WINSTON-SALEM, N.C. -- They are called to 'protect and serve' - but we all know, a police officer's job description can't fit into a slogan. They maintain order, keep the peace, run toward danger and Officer Michael Moore is no exception.
In May, the Winston-Salem Police Officer ran into a burning house on, to save a woman trapped inside. Keisha Davis started crying when she learned Officer Moore was going to be awarded the department's Medal of Valor. She is not the woman Officer Moore saved, but she called 911 when she saw her neighbor in trouble.
"I heard a loud boom. And I looked out my window and couldn't see anything," remembered Keisha Davis. "When I opened the door, I just seen flames going everywhere."
"I've never seen a fire so intense," explained Davis.
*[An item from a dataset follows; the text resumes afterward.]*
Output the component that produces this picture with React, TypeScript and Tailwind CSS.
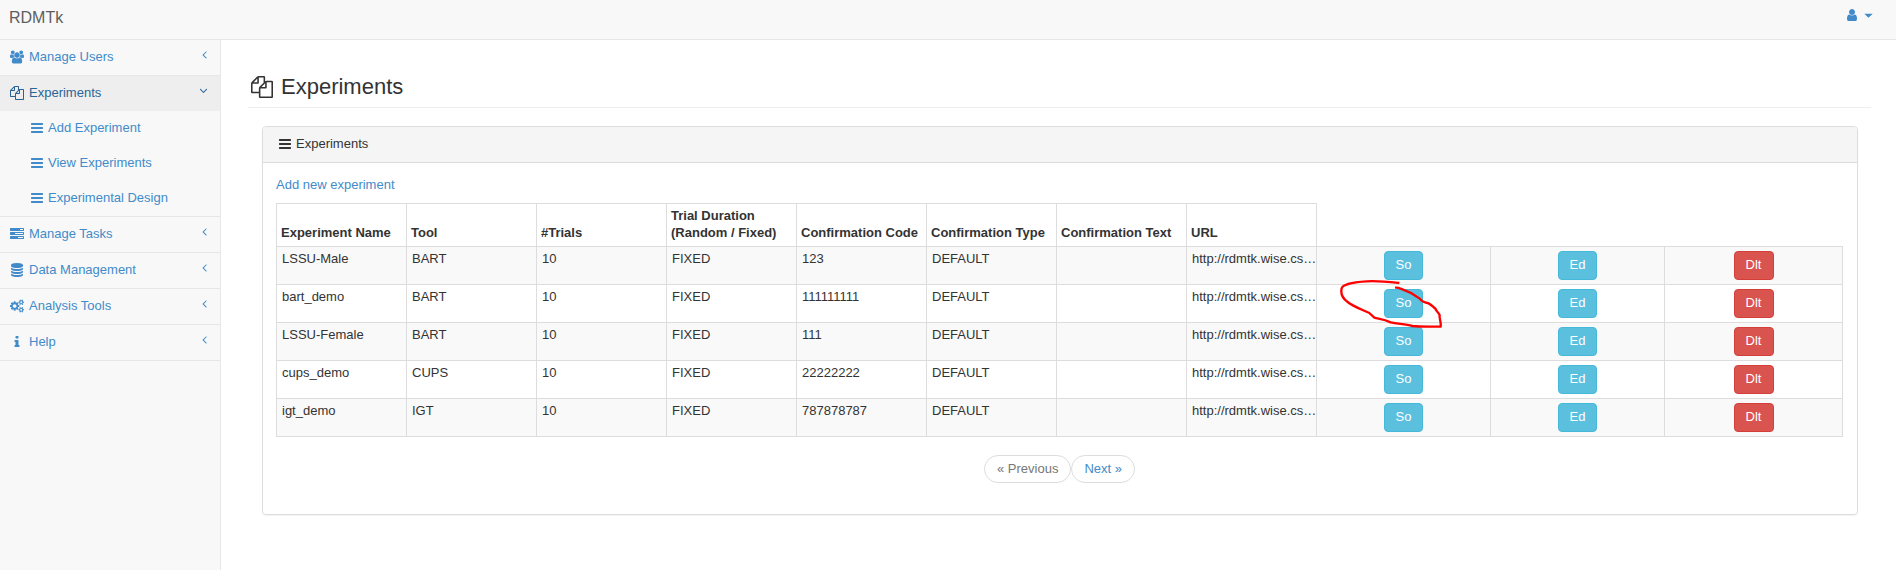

At the Medal of Valor ceremony, Officer Moore said if he were put in the same situation, he would absolutely do it again.
"I just wanted to get her out as soon as possible," he said. "I think it was more human instinct than anything."
Moore has been an officer with WSPD for seven years. His supervisor, Sgt. Stewart Sloan, said Moore's makes a great officer.
"He's fantastic. He does a great job. Very soft-spoken, very humble fellow. Just a great guy to have on your squad," Sloan said.
The rescue earned Moore the medal along with a certificate from the department. He is the only person to receive this award so far this year. Officer T.R. Wilson was the only recipient last year.
"I was surprised. I didn't really expect it. But you know, it was a great honor to receive it," Moore said.
Sloan said all he knows all of the officers would do the same thing Moore did if they were there.
"They love the people that they do it for. If they didn't, they certainly wouldn't run into burning houses to try and help them," Sloan said.
Officer Michael Moore was the first officer to arrive and without hesitation, Davis, the neighbor, says he bolted toward the burning house.
"He came up and he jumped the fence," said Davis."The next thing I know, less than like five minutes, less than five minutes, he was coming out with her."
Davis remembers, "She just kept thanking Jesus, and I was thanking Jesus with her."
"He saved her life, that's the best thing and yes, he deserves to be honored."
According to WSPD policy, The Medal of Valor is presented to officers who, "performed in a manner that far exceeded department standards, and; performed unselfishly without regard for personal safety, and; prevented an eminent loss of life or serious injury."